We were thrilled when we reached Portslade: we now had genuine hopes of finding the temple, which had this far been a minuscule blip on a non-existent horizon. Our hour-long walk had made us hungry, and we looked around for a bit before deciding on Gossip Café for lunch. Only two of the tables were occupied; soon, we were the only customers in the shop, lingering over a long, satisfactory lunch. The food is nothing much to write home about, but for the low prices is certainly decent. A sweet little lady with an exotic accent made us our burgers, and fortified, we set off once more, feeling like brave adventurers for no reason. The stateliness had disappeared as we entered Portslade, and crossing Vale Park, we realised the town grew increasingly run-down. Streets sloped away in the distance, lined with quaint houses sunken in the ground, painted lovely colours and with artistic curios on their walls. We were finally on Trafalgar Road and soon, like a shining beacon, the walls of the Swaminarayan temple came into view- an absurd wave of triumph washed over us.

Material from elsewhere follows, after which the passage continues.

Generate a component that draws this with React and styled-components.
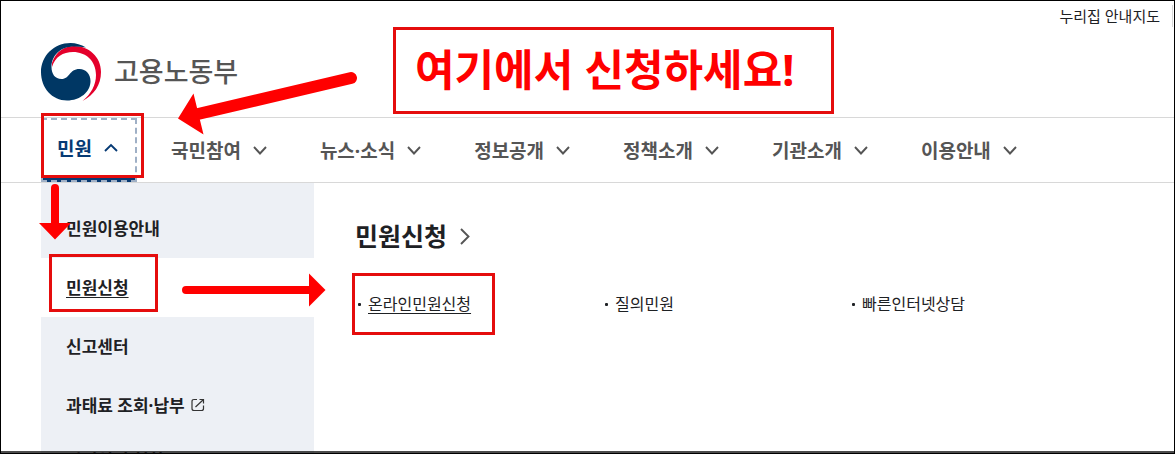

As far as day trips go, there was nothing remarkable about this one: but it was perhaps the effusion of spirits, the sudden appearance of the sun and blue sky, and the sheer happiness of being outdoors without a cold wind biting at our fingers that made it feel memorable. We wrapped the day up with a visit to the beach, where the sun went down in a lavish blaze of colour, splashing the sky with rich, soothing shades of pink, violet and orange (the kind that only nature can create). The calm sea was barely ruffled by the placid waves as they rolled in softly, catching the tints of the sky and the distant lights, dressed up for their tryst with the night. Sea-waves sound different on shingle than on sand; but isn’t it marvellous how you can listen to the sounds of nature endlessly and never get tired of them?
Summer is around the corner, and much as I’ve enjoyed the winter, I am looking forward to long days, extravagant sunsets and exploring Sussex.